The team initially aimed to publish 1,000 postbellum ads from a few newspapers, to help document the transition from slavery to freedom. The project now includes over 4,500 ads, spanning eight decades, from 275 newspapers. Its goal is to publish 5,000 ads, making them freely available to the descendants of enslaved people. Last Seen also offers lesson plans and other classroom resources for teachers (at all grade levels) to help teach the hard history of slavery.
Presented in the first floor Willa Cather Room.
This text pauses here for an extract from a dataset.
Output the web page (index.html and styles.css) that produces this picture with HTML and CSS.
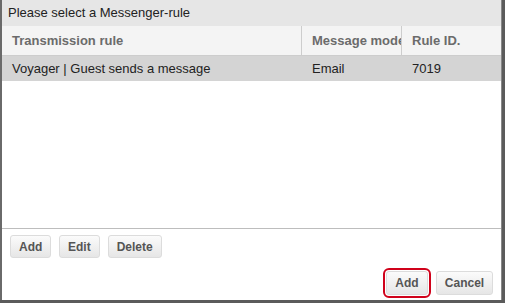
FILE: index.html
```html
<!DOCTYPE html>
<html lang="en">
<head>
    <meta charset="UTF-8">
    <title>Messenger-rule</title>
    <link rel="stylesheet" href="styles.css">
</head>
<body>
    <div class="dialog">
        <div class="dialog-title">Please select a Messenger-rule</div>
        <div class="grid">
            <div class="grid-row grid-head">
                <div class="cell col-rule">Transmission rule</div>
                <div class="cell col-mode">Message mode</div>
                <div class="cell col-id">Rule ID.</div>
            </div>
            <div class="grid-row grid-item selected">
                <div class="cell col-rule">Voyager | Guest sends a message</div>
                <div class="cell col-mode">Email</div>
                <div class="cell col-id">7019</div>
            </div>
        </div>
        <div class="toolbar">
            <button class="btn btn-add">Add</button>
            <button class="btn">Edit</button>
            <button class="btn">Delete</button>
        </div>
        <div class="footer">
            <button class="btn btn-lg highlight">Add</button>
            <button class="btn btn-lg btn-cancel">Cancel</button>
        </div>
    </div>
</body>
</html>
```

FILE: styles.css
```css
* {
    margin: 0;
    padding: 0;
    box-sizing: border-box;
}
body {
    font-family: "Liberation Sans", Arial, sans-serif;
    font-size: 13px;
    background: #5b5b5b;
    width: 505px;
    height: 303px;
    overflow: hidden;
}
.dialog {
    width: 502px;
    height: 300px;
    background: #fff;
    border-left: 2px solid #6a6a6a;
    border-right: 1px solid #888;
    display: flex;
    flex-direction: column;
}
.dialog-title {
    height: 26px;
    line-height: 26px;
    padding-left: 6px;
    background: #e6e6e6;
    color: #222;
}
.grid {
    height: 203px;
    border-bottom: 1px solid #bdbdbd;
}
.grid-row {
    display: flex;
}
.grid-head {
    height: 30px;
    background: #f4f4f4;
    border-bottom: 1px solid #cdcdcd;
    color: #6b6b6b;
    font-weight: bold;
}
.grid-head .cell {
    line-height: 29px;
}
.grid-item {
    height: 25px;
    color: #222;
}
.grid-item .cell {
    line-height: 25px;
}
.selected {
    background: #d4d4d4;
}
.cell {
    padding-left: 10px;
    white-space: nowrap;
    overflow: hidden;
}
.col-rule {
    width: 300px;
}
.col-mode {
    width: 100px;
}
.col-id {
    flex: 1;
}
.grid-head .col-rule,
.grid-head .col-mode {
    border-right: 1px solid #cdcdcd;
}
.toolbar {
    display: flex;
    gap: 8px;
    padding: 6px 0 0 8px;
}
.btn {
    font-family: "Liberation Sans", Arial, sans-serif;
    font-size: 12px;
    font-weight: bold;
    color: #555;
    height: 23px;
    padding: 0 8px;
    border: 1px solid #dcdcdc;
    border-radius: 3px;
    background: linear-gradient(#fbfbfb, #e6e6e6);
}
.btn-add {
    width: 41px;
}
.footer {
    display: flex;
    justify-content: flex-end;
    gap: 8px;
    padding: 13px 8px 0 0;
}
.btn-lg {
    height: 24px;
    padding: 0;
}
.highlight {
    width: 42px;
    outline: 2px solid #d0021b;
    outline-offset: 1px;
}
.btn-cancel {
    width: 57px;
}
```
Judith Giesberg is Robert M. Birmingham Chair in the Humanities and Professor of History at Villanova University. Her books include Civil War Sisterhood: The United States Sanitary Commission and Women’s Politics in Transition (Boston: Northeastern University Press, 2000);“Army at Home:” Women and the Civil War on the Northern Home Front (Chapel Hill: University of North Carolina Press, 2009); Keystone State in Crisis: Pennsylvania in the Civil War (Pennsylvania Historical Association, 2013); Emilie Davis’s Civil War: The Diaries of a Free Black Woman in Philadelphia, 1863-1865 (State College: Pennsylvania State University Press, 2014); and Sex and the Civil War: Soldiers, Pornography, and the Making of Modern Morality (University of North Carolina Press, 2017).